Let’s start with what seems like the simplest way to protect ourselves, and it’s the vaccine. I know that taking the vaccine is a personal choice, but I know for my family and me, all the data points to it being effective (no vaccine is 100%) and safe. Data from multiple hospitals proves that it limits the likely hood you can become infected, and if you do, it dramatically limits the symptoms. I would think most teachers would believe this data (it’s in our nature to believe science), but I know some don’t. I also think most teachers are looking for any way to protect themselves because they know things spread easily in schools and don’t want students bringing it home to people who are more likely to have severe complications. If you are one of those that don’t believe in the vaccine, I have to ask you for a straightforward thing.
Make that choice personal, not verbal. It pushes you more to that happy medium because you aren’t trying others to make a choice that they could possibly regret. How we vaccinate and who we vaccinate can be that personal choice, but we don’t have to hate others who believe something different. As someone who is vaccinated, I also think we need to stop pressure campaigns. We are to a point where those that aren’t are dug in, and constant peer pressure won’t help. It still needs to be that personal choice.

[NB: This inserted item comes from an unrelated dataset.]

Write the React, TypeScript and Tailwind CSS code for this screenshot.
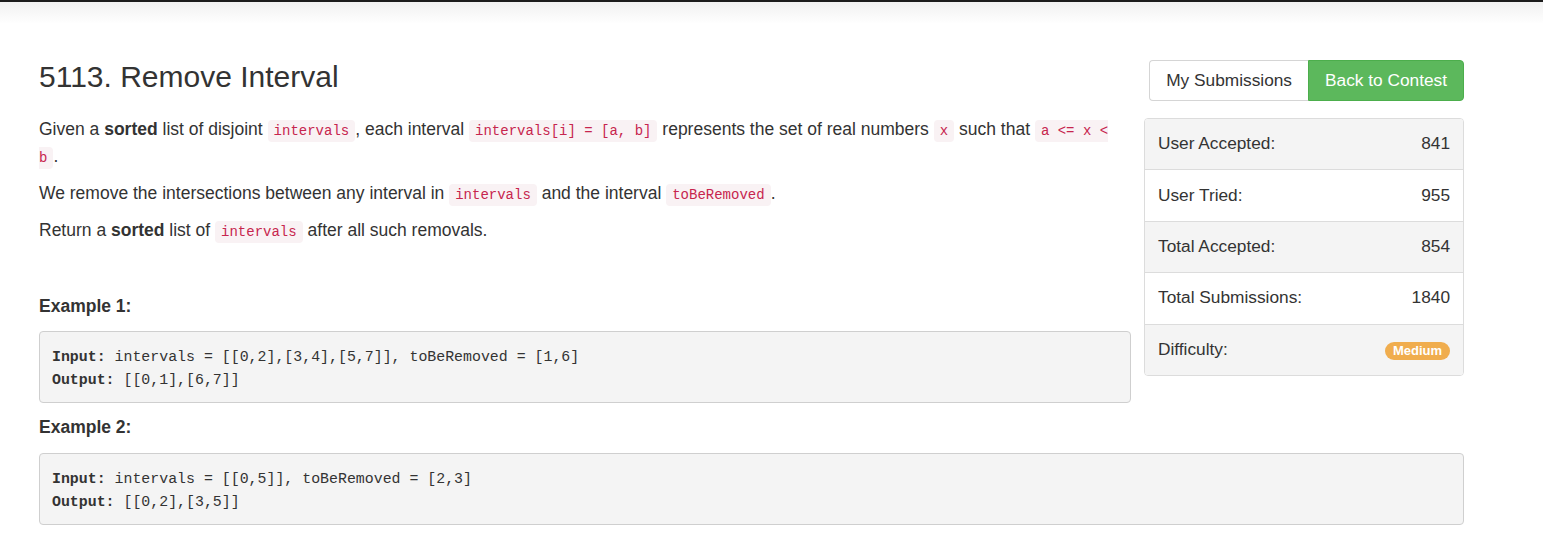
const sans = { fontFamily: '"Liberation Sans", Arial, Helvetica, sans-serif' };

function Code({ children }: { children: React.ReactNode }) {
    return (
        <code className="font-['Liberation_Mono',monospace] text-[14px] text-[#c7254e] bg-[#f9f2f4] px-[6px] py-[3px] rounded-[4px]">
            {children}
        </code>
    );
}

const stats: { label: string; value: React.ReactNode }[] = [
    { label: "User Accepted:", value: "841" },
    { label: "User Tried:", value: "955" },
    { label: "Total Accepted:", value: "854" },
    { label: "Total Submissions:", value: "1840" },
    {
        label: "Difficulty:",
        value: (
            <span className="inline-block bg-[#f0ad4e] text-white font-bold text-[13px] leading-[18px] px-[8px] rounded-full">
                Medium
            </span>
        ),
    },
];

function Sidebar() {
    return (
        <div className="float-right w-[320px] ml-[13px] text-[17.3px]">
            {/* button group */}
            <div className="flex justify-end">
                <button className="h-[41px] px-[16px] border border-[#d5d5d5] border-r-0 rounded-l-[4px] bg-white text-[#333]">
                    My Submissions
                </button>
                <button className="h-[41px] px-[16px] border border-[#4cae4c] rounded-r-[4px] bg-[#5cb85c] text-white">
                    Back to Contest
                </button>
            </div>

            {/* stats panel */}
            <div className="mt-[17px] border border-[#dcdcdc] rounded-[4px] overflow-hidden">
                {stats.map((s, i) => (
                    <div
                        key={s.label}
                        className={
                            "px-[13px] flex items-center justify-between " +
                            (i > 0 ? "h-[51.4px] border-t border-[#dcdcdc] " : "h-[50.4px] ") +
                            (i % 2 === 0 ? "bg-[#f4f4f4]" : "bg-white")
                        }
                    >
                        <span>{s.label}</span>
                        <span>{s.value}</span>
                    </div>
                ))}
            </div>
        </div>
    );
}

function Example({ input, output }: { input: string; output: string }) {
    return (
        <pre className="overflow-auto font-['Liberation_Mono',monospace] text-[14.9px] leading-[23px] text-[#333] bg-[#f4f4f4] border border-[#cfcfcf] rounded-[4px] px-[12px] pt-[14px] pb-[10px] mb-[12px]">
            <strong>Input:</strong> {input}
            {"\n"}
            <strong>Output:</strong> {output}
        </pre>
    );
}

export default function App() {
    return (
        <div className="min-h-[556px] bg-white text-[#333] text-[17.5px]" style={sans}>
            {/* top navbar edge */}
            <div className="h-[2px] bg-[#1c1c1c]" />
            <div className="bg-[linear-gradient(to_bottom,#f1f1f1,#ffffff_22px)] pt-[57px]">
                <div className="ml-[39px] w-[1425px] pb-[30px]">
                    <Sidebar />

                    <h3 className="text-[30px] leading-[33px] mt-[1px] text-[#333]">5113. Remove Interval</h3>

                    <div className="mt-[24px] leading-[25px]">
                        <p className="mb-[10px]">
                            Given a <strong>sorted</strong> list of disjoint <Code>intervals</Code>, each interval{" "}
                            <Code>intervals[i] = [a, b]</Code> represents the set of real numbers <Code>x</Code> such
                            that <Code>a &lt;= x &lt; b</Code>.
                        </p>
                        <p className="mb-[10px]">
                            We remove the intersections between any interval in <Code>intervals</Code> and the interval{" "}
                            <Code>toBeRemoved</Code>.
                        </p>
                        <p className="mb-[10px]">
                            Return a <strong>sorted</strong> list of <Code>intervals</Code> after all such removals.
                        </p>

                        <p className="mt-[49px] mb-[11.5px]">
                            <strong>Example 1:</strong>
                        </p>
                        <Example
                            input="intervals = [[0,2],[3,4],[5,7]], toBeRemoved = [1,6]"
                            output="[[0,1],[6,7]]"
                        />

                        <p className="mb-[13.5px]">
                            <strong>Example 2:</strong>
                        </p>
                        <Example input="intervals = [[0,5]], toBeRemoved = [2,3]" output="[[0,2],[3,5]]" />
                    </div>
                </div>
            </div>
        </div>
    );
}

With everything else, I think the key is that happy medium. Both us as individuals and schools need to be smart but not strict. For example, kids who can go to school can go without masks, especially in schools with students of vaccination age. It doesn’t mean, though, that people need to stand right next to each other in a closed space or sit right next to another student at lunch (1 seat away won’t hurt someone). We should be able to go into a store without a mask and stay away from folks. However, we likely need to wear a mask on a plane where we are in a closed tube for a long time, sitting right next to a stranger. It really can be a smarter, not harder, approach.

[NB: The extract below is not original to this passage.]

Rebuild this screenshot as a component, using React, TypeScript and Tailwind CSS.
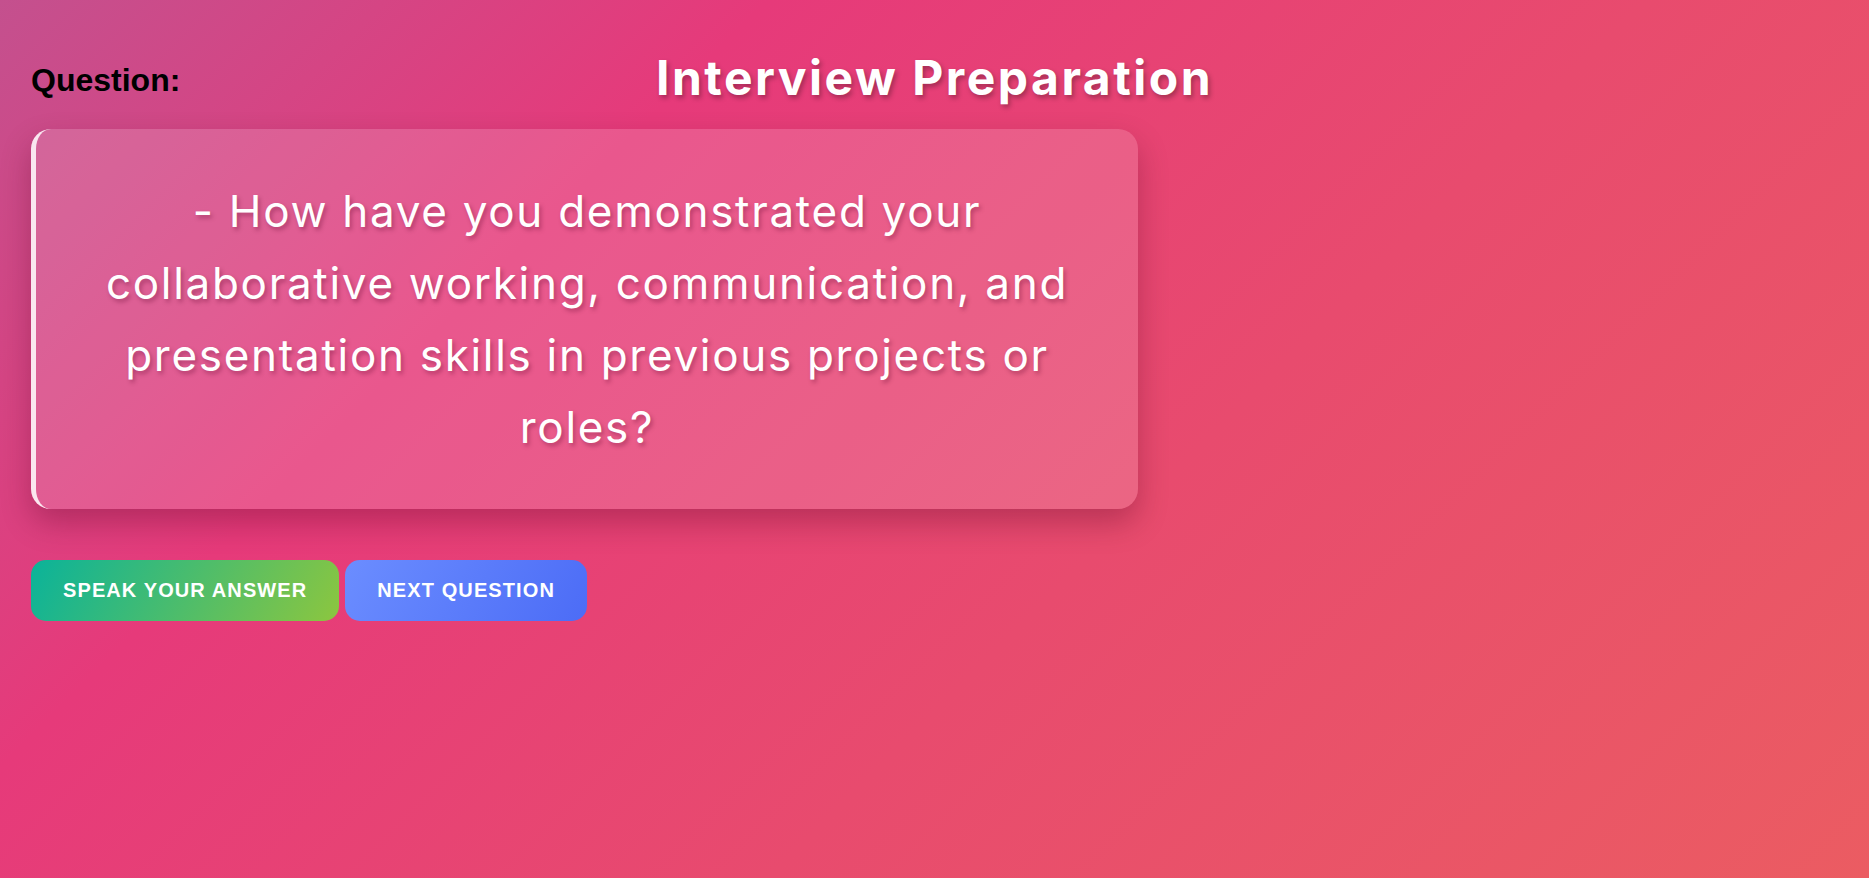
import { useState } from 'react';

const questions = [
  '- How have you demonstrated your collaborative working, communication, and presentation skills in previous projects or roles?',
  '- Tell us about a time you had to learn a new technology quickly.',
];

export default function App() {
  const [index, setIndex] = useState(0);

  return (
    <div className="min-h-screen bg-[linear-gradient(135deg,#c4508e_0%,#e63a7a_28%,#e84b6e_60%,#eb5c62_100%)] px-[31px] pt-[54px] font-['Liberation_Sans',Arial,sans-serif]">
      {/* Header */}
      <header className="grid grid-cols-[1fr_auto_1fr] items-center">
        <h2 className="mt-[3px] text-[32px] font-bold leading-none text-black">Question:</h2>
        <h1 className="font-['Inter',sans-serif] text-[48px] font-bold leading-none tracking-[2.5px] text-white [text-shadow:2px_3px_5px_rgba(0,0,0,0.3)]">
          Interview Preparation
        </h1>
        <div />
      </header>

      {/* Question card */}
      <section className="mt-[27px] w-[1107px] rounded-[20px] border-l-[5px] border-white/85 bg-white/15 px-12 py-[46px] text-center shadow-[0_14px_30px_rgba(80,0,30,0.3)]">
        <p className="font-['Inter',sans-serif] text-[44px] font-normal leading-[72px] tracking-[1.7px] text-white [text-shadow:2px_3px_4px_rgba(90,0,40,0.35)]">
          {questions[index]}
        </p>
      </section>

      {/* Actions */}
      <div className="mt-[51px] flex gap-[6px]">
        <button className="rounded-[15px] bg-[linear-gradient(120deg,#0ab39a,#8cc63f)] px-8 py-[19px] text-[20px] font-bold uppercase leading-[23px] tracking-[1.1px] text-white">
          Speak your answer
        </button>
        <button
          onClick={() => setIndex((index + 1) % questions.length)}
          className="rounded-[15px] bg-[linear-gradient(120deg,#6b8dff,#4c6cf6)] px-8 py-[19px] text-[20px] font-bold uppercase leading-[23px] tracking-[1.1px] text-white"
        >
          Next question
        </button>
      </div>
    </div>
  );
}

To bring it home, I think I actually live in a fascinating area with the politics related to schools and the coronavirus. Parents, teachers, and schools do not just use a hands-off approach to COVID, but they are also aren’t going to go off the deep end and have virtual learning for months on in. You can see inadequate approaches. A great example was at my son’s school when they sent him home from a close contact. When he returned, they asked him to wear a mask, but they sat him right next to another student at lunch. To me, that’s the place where things can pass the easiest, so they could have put some space there. They did it all last year successfully (my kids were back in October of 2020), but why could they not do it now? I have also seen the good through my youngest daughter’s school. They ask for masks, but only when the kids are right next to each other. Seems pretty sensible to me.

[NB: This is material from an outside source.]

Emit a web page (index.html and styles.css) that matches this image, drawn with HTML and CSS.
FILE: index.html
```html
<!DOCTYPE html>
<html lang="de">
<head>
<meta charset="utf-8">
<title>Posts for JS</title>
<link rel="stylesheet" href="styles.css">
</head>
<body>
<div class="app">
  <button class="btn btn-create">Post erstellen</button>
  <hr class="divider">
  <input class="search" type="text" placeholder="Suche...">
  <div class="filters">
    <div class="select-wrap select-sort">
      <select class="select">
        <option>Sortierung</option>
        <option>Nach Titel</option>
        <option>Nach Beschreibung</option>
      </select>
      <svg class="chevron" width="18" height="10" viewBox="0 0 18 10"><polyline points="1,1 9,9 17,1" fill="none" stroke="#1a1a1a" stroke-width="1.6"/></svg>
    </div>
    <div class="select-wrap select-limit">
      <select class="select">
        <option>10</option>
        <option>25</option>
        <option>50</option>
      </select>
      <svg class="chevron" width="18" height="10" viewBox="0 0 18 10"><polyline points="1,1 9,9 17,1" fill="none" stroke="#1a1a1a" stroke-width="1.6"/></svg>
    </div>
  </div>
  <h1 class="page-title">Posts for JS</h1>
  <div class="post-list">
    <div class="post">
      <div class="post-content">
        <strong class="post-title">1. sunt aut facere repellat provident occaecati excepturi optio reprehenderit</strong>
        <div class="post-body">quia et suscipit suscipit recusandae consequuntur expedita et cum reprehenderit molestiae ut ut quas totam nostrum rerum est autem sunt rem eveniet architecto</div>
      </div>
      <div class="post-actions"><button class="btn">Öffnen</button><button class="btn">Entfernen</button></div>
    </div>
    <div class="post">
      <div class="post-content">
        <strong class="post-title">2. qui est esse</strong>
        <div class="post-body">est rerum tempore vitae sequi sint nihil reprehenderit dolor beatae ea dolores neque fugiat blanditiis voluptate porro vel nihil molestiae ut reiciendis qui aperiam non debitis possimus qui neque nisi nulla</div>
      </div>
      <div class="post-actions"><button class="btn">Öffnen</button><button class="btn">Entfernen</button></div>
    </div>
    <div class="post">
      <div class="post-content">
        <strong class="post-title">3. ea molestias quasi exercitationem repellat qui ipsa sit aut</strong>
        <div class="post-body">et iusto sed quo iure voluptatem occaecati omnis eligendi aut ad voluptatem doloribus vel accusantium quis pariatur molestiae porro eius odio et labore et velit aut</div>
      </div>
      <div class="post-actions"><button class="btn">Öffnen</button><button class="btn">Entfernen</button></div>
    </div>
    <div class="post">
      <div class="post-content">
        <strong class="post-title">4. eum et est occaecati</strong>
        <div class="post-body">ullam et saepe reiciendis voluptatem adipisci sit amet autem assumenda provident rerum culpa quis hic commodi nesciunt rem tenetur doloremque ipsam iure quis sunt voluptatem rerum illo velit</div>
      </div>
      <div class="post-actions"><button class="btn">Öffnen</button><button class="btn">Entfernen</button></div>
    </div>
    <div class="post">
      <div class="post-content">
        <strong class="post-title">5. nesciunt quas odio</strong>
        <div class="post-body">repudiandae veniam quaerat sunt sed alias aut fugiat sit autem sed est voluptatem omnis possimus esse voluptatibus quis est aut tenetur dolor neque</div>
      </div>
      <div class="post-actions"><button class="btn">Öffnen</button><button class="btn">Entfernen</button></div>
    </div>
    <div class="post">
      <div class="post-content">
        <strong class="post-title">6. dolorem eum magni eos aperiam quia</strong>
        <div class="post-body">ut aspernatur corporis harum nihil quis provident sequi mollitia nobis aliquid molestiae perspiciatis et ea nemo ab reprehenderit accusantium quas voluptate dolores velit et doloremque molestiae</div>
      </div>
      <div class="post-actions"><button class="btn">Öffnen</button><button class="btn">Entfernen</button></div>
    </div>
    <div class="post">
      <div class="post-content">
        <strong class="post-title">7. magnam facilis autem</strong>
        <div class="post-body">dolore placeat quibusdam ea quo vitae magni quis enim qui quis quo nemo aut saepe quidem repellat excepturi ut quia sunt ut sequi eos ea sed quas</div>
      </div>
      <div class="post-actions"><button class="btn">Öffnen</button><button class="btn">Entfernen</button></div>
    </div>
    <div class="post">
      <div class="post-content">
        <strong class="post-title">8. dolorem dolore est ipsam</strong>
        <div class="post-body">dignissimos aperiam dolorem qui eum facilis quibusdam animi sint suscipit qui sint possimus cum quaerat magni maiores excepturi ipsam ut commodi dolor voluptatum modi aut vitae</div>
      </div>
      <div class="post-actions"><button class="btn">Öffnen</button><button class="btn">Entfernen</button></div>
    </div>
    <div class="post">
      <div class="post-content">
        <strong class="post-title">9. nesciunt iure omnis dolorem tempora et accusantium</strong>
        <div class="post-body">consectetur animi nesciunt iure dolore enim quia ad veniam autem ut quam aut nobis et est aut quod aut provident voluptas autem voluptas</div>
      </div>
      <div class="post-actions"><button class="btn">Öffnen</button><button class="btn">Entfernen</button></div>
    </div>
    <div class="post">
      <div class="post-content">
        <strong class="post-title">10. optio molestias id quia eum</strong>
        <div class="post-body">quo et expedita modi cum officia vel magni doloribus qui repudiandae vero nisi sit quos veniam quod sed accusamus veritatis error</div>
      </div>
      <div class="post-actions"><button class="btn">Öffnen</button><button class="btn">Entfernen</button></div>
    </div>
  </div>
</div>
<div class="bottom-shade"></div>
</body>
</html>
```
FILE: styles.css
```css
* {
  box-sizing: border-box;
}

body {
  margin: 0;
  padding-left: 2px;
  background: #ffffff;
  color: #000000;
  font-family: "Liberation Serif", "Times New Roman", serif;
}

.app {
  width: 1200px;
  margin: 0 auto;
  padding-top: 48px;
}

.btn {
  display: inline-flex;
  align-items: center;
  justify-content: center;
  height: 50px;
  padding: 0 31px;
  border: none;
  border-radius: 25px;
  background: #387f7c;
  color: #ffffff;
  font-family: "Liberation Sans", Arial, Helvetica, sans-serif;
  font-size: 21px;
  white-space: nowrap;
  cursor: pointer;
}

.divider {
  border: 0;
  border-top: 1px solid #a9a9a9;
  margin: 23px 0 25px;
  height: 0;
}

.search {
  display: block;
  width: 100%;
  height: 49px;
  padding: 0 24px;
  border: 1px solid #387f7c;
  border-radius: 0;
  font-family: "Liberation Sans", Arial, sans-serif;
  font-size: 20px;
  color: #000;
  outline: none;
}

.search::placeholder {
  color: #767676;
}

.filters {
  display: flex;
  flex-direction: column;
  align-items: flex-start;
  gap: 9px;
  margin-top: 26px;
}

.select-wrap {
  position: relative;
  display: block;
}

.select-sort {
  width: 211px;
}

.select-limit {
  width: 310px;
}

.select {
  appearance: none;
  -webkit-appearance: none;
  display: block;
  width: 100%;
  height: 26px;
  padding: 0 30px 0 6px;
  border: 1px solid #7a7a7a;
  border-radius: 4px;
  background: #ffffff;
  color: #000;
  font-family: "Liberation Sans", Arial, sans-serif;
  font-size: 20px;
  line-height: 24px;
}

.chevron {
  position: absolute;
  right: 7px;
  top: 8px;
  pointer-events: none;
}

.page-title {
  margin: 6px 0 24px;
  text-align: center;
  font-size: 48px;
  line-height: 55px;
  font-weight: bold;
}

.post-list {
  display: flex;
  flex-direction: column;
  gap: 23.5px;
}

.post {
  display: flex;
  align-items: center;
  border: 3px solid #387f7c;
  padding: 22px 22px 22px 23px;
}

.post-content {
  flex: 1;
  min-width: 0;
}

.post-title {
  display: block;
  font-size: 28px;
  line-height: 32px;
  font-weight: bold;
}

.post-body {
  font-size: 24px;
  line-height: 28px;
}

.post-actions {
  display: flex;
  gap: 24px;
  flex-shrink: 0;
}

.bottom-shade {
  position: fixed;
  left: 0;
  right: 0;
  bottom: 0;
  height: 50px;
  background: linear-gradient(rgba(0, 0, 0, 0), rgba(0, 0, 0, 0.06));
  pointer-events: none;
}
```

Throughout all of this, we just need to go with a level of understanding and kindness. People have different opinions and want to see other things in their community, yet there is such a level of hatred for people that believe different things permeate this country that the extremes come out. If we all would just remember that happy medium is what matters, we would be much better off. We could live our lives while also not doing things like overwhelming our schools, teachers, and even health care facilities. We need to do better, and it all starts with respecting each other.